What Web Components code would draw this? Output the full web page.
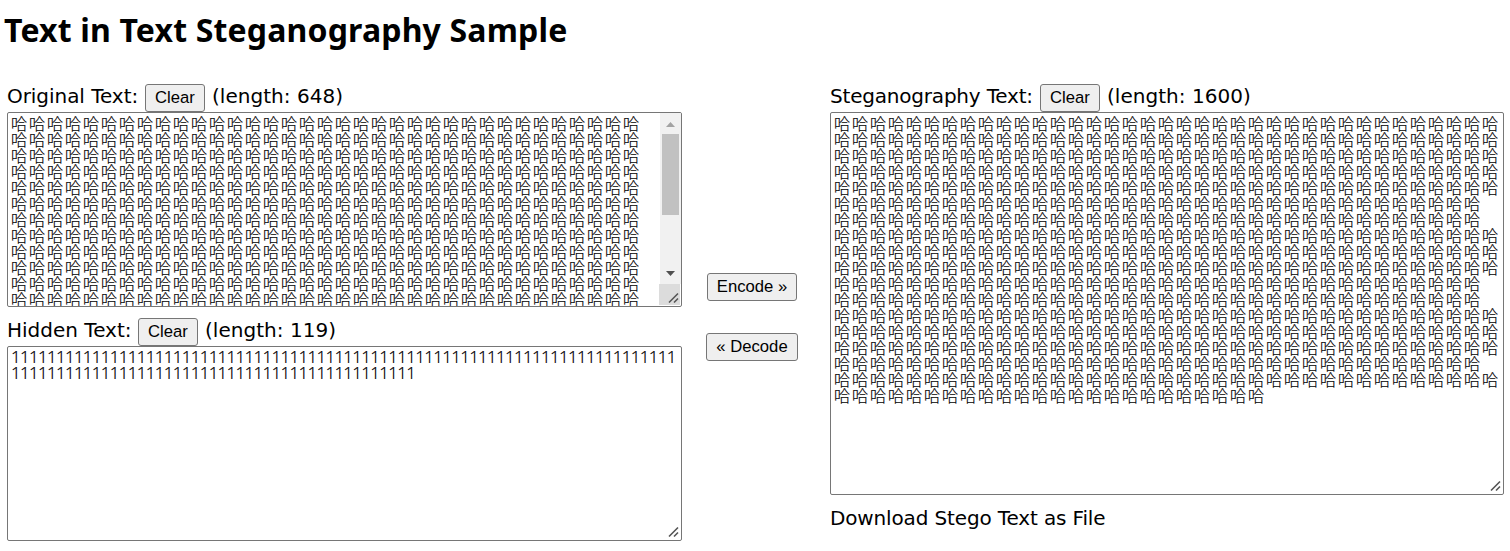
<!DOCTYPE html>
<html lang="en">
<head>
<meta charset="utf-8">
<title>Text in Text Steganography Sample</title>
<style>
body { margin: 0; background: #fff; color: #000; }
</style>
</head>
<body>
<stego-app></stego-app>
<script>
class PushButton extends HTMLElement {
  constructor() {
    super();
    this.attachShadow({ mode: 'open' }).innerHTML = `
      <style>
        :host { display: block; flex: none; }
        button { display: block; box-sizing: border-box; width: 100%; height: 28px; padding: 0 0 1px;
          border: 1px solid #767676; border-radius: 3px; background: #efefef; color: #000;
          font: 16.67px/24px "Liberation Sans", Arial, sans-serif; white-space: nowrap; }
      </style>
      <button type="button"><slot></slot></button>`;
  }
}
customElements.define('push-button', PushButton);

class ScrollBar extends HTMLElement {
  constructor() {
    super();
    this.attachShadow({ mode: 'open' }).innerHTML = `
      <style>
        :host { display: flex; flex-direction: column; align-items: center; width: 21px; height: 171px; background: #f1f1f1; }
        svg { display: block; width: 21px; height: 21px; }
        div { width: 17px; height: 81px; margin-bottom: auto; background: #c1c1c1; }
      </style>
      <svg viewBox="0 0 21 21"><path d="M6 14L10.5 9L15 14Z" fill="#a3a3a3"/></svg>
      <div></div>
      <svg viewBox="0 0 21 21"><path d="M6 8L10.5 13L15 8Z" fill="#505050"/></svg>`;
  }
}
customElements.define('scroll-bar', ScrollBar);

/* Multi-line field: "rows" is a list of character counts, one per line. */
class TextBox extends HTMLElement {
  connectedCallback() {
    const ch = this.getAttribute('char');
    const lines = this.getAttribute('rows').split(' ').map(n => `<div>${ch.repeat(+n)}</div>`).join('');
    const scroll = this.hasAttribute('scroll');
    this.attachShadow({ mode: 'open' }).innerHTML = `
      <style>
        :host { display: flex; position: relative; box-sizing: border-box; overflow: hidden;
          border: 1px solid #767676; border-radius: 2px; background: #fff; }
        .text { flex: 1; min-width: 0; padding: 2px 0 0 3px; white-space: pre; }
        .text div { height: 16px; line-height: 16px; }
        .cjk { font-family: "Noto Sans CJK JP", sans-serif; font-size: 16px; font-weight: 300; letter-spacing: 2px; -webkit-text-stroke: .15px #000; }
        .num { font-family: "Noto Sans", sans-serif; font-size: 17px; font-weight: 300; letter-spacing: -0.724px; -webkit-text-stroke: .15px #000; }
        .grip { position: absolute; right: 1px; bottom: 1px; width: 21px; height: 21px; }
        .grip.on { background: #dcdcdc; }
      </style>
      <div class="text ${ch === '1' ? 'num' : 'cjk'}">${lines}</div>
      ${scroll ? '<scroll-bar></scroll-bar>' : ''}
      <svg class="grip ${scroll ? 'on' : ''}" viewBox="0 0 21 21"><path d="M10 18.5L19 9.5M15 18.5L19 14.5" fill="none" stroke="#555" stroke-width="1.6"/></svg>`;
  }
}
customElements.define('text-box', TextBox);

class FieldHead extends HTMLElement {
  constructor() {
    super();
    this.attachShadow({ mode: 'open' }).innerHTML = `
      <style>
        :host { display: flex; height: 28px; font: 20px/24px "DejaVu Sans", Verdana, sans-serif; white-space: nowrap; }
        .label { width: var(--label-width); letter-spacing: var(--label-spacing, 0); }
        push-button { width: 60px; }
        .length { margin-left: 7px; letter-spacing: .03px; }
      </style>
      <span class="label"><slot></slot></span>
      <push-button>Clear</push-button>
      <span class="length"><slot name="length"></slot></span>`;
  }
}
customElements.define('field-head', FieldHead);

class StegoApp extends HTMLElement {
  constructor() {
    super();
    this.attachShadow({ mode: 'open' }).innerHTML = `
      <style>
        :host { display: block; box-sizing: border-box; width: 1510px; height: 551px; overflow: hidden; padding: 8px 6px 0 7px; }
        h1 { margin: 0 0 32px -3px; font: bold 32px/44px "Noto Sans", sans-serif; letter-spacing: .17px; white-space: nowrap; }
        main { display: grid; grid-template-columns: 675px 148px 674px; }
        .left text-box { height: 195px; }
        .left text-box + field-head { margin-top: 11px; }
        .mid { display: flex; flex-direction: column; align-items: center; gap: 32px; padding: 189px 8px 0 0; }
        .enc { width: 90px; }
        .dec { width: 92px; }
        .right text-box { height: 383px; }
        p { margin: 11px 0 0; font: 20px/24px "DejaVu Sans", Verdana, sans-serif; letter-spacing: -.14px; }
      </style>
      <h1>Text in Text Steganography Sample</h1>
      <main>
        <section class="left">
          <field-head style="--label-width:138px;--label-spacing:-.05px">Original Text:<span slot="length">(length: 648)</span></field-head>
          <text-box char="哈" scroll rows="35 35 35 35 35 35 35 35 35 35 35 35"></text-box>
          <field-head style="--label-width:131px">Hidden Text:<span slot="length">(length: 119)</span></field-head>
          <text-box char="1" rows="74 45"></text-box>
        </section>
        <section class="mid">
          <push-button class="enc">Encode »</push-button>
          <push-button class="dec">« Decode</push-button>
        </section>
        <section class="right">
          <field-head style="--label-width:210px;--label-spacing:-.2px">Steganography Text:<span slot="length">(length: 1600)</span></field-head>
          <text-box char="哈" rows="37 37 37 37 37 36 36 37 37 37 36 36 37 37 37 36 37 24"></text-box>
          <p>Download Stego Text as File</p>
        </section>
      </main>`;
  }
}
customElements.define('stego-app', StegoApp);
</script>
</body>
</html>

━━━━━━━━━━

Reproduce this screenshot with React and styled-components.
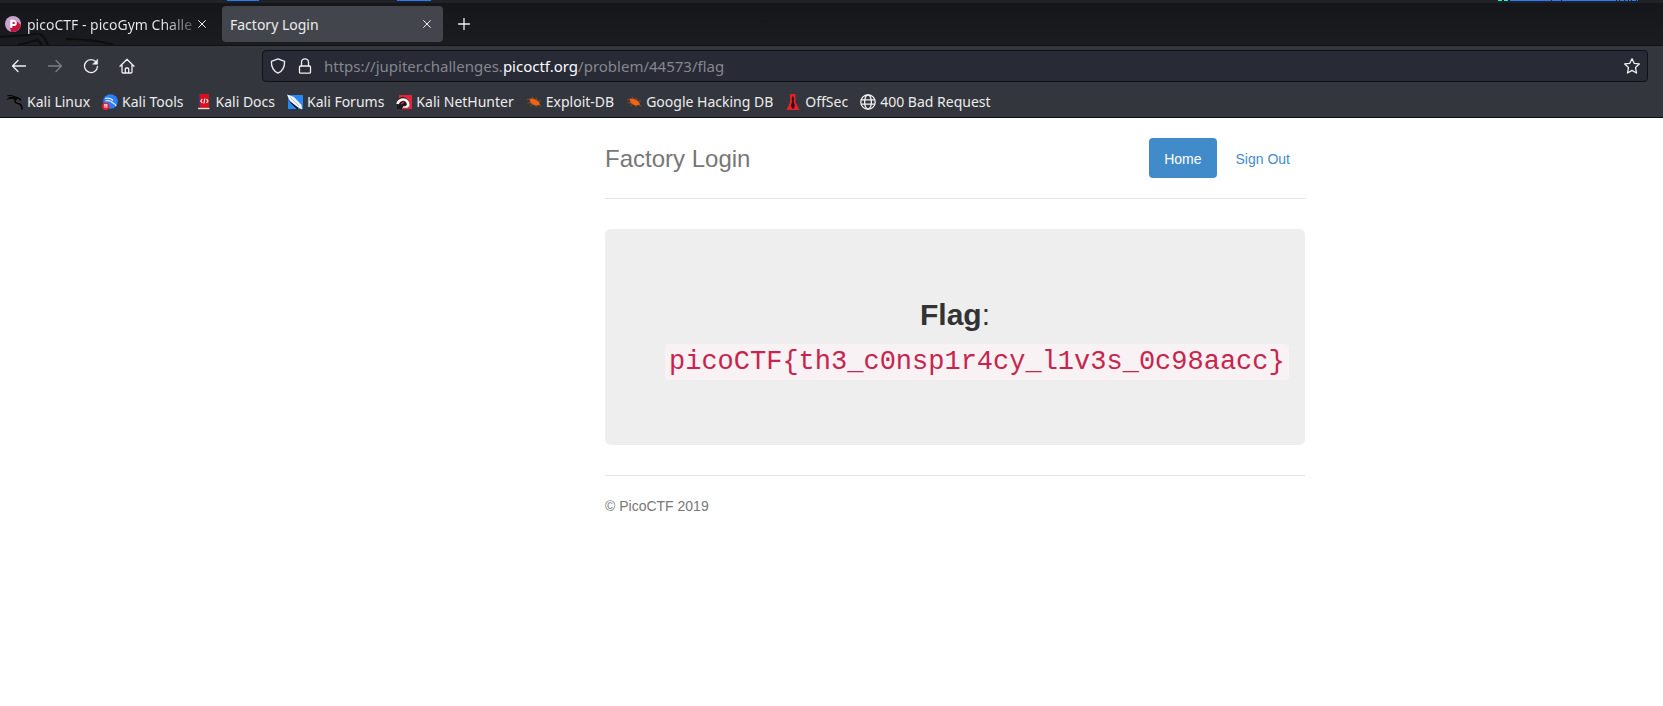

━━━━━━━━━━

- [WHAT IS NEEDED]
Quote the data above exactly from the line with "What Web Components" to the line with "customElements.define('scroll-bar', ScrollBar);", both ends counted, and nothing else. Pictures don't go in.

- [ANSWER TO THE PROBLEM]
What Web Components code would draw this? Output the full web page.
<!DOCTYPE html>
<html lang="en">
<head>
<meta charset="utf-8">
<title>Text in Text Steganography Sample</title>
<style>
body { margin: 0; background: #fff; color: #000; }
</style>
</head>
<body>
<stego-app></stego-app>
<script>
class PushButton extends HTMLElement {
  constructor() {
    super();
    this.attachShadow({ mode: 'open' }).innerHTML = `
      <style>
        :host { display: block; flex: none; }
        button { display: block; box-sizing: border-box; width: 100%; height: 28px; padding: 0 0 1px;
          border: 1px solid #767676; border-radius: 3px; background: #efefef; color: #000;
          font: 16.67px/24px "Liberation Sans", Arial, sans-serif; white-space: nowrap; }
      </style>
      <button type="button"><slot></slot></button>`;
  }
}
customElements.define('push-button', PushButton);

class ScrollBar extends HTMLElement {
  constructor() {
    super();
    this.attachShadow({ mode: 'open' }).innerHTML = `
      <style>
        :host { display: flex; flex-direction: column; align-items: center; width: 21px; height: 171px; background: #f1f1f1; }
        svg { display: block; width: 21px; height: 21px; }
        div { width: 17px; height: 81px; margin-bottom: auto; background: #c1c1c1; }
      </style>
      <svg viewBox="0 0 21 21"><path d="M6 14L10.5 9L15 14Z" fill="#a3a3a3"/></svg>
      <div></div>
      <svg viewBox="0 0 21 21"><path d="M6 8L10.5 13L15 8Z" fill="#505050"/></svg>`;
  }
}
customElements.define('scroll-bar', ScrollBar);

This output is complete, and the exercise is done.